ALD may be critical in improving the performance of catalysts and electrodes used in hydrogen energy systems. It enables the coating of non-precious metal catalysts, enhancing their activity and stability. ALD also provides protective layers on catalysts to prevent degradation in harsh chemical environments, ensuring longer device lifespans. In the development of gas diffusion electrodes (GDEs), ALD improves conductivity, hydrophobicity, and corrosion resistance, making them more efficient for fuel cell applications.

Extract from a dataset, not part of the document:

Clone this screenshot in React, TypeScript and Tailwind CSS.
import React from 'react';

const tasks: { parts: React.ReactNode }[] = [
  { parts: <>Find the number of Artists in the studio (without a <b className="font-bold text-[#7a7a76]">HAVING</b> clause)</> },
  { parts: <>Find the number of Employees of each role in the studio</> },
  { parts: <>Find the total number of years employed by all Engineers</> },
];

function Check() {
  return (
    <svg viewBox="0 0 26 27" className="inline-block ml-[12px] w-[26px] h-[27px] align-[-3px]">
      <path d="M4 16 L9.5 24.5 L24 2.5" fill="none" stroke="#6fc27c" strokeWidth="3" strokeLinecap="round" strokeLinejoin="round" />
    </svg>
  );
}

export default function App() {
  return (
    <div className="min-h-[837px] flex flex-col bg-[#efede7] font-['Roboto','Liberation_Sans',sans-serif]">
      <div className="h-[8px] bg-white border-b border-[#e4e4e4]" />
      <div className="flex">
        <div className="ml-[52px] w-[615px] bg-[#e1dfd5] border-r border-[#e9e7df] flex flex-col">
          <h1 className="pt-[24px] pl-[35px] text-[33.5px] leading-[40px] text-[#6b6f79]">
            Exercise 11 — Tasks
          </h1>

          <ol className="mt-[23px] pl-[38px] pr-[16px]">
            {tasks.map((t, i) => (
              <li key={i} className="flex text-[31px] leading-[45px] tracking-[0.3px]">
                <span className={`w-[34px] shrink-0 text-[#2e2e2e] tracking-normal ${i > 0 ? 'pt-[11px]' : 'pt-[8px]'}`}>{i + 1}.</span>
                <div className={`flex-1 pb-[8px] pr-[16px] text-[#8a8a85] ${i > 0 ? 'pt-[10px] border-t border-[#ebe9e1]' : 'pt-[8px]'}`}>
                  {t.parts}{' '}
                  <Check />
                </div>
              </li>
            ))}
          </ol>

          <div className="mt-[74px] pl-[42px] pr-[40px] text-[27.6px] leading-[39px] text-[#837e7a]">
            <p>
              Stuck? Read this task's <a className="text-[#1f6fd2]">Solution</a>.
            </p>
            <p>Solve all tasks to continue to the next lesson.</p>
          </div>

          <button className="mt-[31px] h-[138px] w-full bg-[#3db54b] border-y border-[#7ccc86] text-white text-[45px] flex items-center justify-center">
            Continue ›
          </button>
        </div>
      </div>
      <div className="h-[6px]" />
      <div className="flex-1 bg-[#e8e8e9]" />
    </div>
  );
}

Furthermore, ALD can be used to create defect-free membranes for hydrogen purification, which are essential for separating and purifying hydrogen in industrial processes.

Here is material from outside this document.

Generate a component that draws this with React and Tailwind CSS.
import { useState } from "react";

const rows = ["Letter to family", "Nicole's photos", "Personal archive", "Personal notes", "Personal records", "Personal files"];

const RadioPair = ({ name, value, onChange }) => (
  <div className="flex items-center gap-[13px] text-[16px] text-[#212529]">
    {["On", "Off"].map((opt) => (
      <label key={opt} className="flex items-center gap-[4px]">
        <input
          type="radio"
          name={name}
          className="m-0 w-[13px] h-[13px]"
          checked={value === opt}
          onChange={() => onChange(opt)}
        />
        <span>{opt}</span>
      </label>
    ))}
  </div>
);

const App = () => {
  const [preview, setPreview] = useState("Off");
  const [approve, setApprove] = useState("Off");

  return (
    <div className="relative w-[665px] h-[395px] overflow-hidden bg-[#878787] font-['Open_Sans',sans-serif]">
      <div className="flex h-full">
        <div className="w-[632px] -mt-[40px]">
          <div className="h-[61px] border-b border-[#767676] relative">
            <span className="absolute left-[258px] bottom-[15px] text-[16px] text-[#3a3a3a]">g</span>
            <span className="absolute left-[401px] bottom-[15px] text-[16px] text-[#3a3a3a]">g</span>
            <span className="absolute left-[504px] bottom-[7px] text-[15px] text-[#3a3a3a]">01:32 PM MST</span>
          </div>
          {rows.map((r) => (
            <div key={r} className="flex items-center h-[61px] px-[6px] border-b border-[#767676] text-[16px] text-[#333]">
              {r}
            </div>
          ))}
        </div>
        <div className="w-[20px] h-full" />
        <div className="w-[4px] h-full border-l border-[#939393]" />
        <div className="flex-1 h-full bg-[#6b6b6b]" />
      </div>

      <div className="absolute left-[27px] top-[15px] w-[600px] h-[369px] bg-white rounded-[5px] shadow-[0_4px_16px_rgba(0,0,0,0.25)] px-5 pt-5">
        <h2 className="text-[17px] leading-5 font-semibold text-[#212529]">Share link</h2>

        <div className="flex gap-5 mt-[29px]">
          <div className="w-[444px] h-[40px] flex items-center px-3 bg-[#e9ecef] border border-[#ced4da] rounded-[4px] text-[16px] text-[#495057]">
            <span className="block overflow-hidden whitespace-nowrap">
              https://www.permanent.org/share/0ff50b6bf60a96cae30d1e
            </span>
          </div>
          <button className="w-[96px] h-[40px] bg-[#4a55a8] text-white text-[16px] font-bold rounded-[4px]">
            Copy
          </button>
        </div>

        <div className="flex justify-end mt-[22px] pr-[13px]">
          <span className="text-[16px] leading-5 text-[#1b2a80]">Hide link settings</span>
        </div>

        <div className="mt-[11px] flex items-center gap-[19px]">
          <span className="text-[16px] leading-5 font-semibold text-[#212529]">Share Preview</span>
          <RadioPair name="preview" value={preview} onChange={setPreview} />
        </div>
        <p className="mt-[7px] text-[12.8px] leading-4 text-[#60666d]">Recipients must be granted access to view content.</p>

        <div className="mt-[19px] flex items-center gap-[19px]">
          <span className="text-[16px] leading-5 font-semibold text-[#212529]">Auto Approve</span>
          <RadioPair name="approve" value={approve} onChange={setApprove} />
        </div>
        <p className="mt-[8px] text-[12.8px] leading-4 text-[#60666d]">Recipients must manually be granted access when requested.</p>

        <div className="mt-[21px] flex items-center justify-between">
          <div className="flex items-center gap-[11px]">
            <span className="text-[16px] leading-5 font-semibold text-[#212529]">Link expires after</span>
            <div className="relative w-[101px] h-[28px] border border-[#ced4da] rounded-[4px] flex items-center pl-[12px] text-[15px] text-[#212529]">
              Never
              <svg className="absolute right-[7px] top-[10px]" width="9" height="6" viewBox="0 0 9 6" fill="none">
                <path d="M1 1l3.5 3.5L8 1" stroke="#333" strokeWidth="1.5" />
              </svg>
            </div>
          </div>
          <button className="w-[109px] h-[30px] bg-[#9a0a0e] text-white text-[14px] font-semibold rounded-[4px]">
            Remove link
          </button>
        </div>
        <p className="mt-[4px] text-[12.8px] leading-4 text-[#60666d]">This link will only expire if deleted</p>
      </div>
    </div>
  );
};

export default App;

Other notable applications include the use of ALD in hydrogen sensors, where thin films created by ALD increase the sensitivity and durability of sensing materials. ALD also plays a key role in corrosion protection for hydrogen infrastructure, such as pipelines and storage tanks, by providing thin, protective layers that resist chemical degradation. In solar-driven hydrogen production, ALD improves the stability and efficiency of photocatalysts and enhances the performance of light absorbers by adding anti-reflective and passivation layers. Additionally, ALD is being explored for use in hybrid energy systems that combine hydrogen storage with battery technologies, further demonstrating its versatility in hydrogen-related applications. Overall, ALD’s precise control over material properties makes it a critical enabling technology for advancing hydrogen energy solutions.

Source:
The authors of "Emerging Atomic Layer Deposition for Hydrogen Energy" are primarily affiliated with the University of Johannesburg, South Africa. Dr. Peter Ozaveshe Oviroh holds a PhD in Mechanical Engineering Science from the University of Johannesburg and focuses on advanced material synthesis and energy systems. Dr. Sunday Temitope Oyinbo is a Specially Appointed Researcher at Kyoto University of Advanced Science in Japan, with expertise in hydrogen energy and materials engineering. Dr. Sina Karimzadeh is a Postdoctoral Research Fellow at the University of Johannesburg, contributing to research on thin-film deposition and nanomaterials. Dr. Patrick Ehi Imoisili is a Senior Lecturer and Researcher at the same institution, specializing in materials science and renewable energy technologies. Professor Tien-Chien Jen, also affiliated with the University of Johannesburg, is an accomplished academic recognized as an ASME Fellow, ASSAf Fellow, and SARChI Chair, with extensive expertise in hydrogen energy systems, nanotechnology, and thermal-fluid sciences. Together, the authors bring a diverse range of expertise in materials engineering, hydrogen energy, and atomic layer deposition technologies.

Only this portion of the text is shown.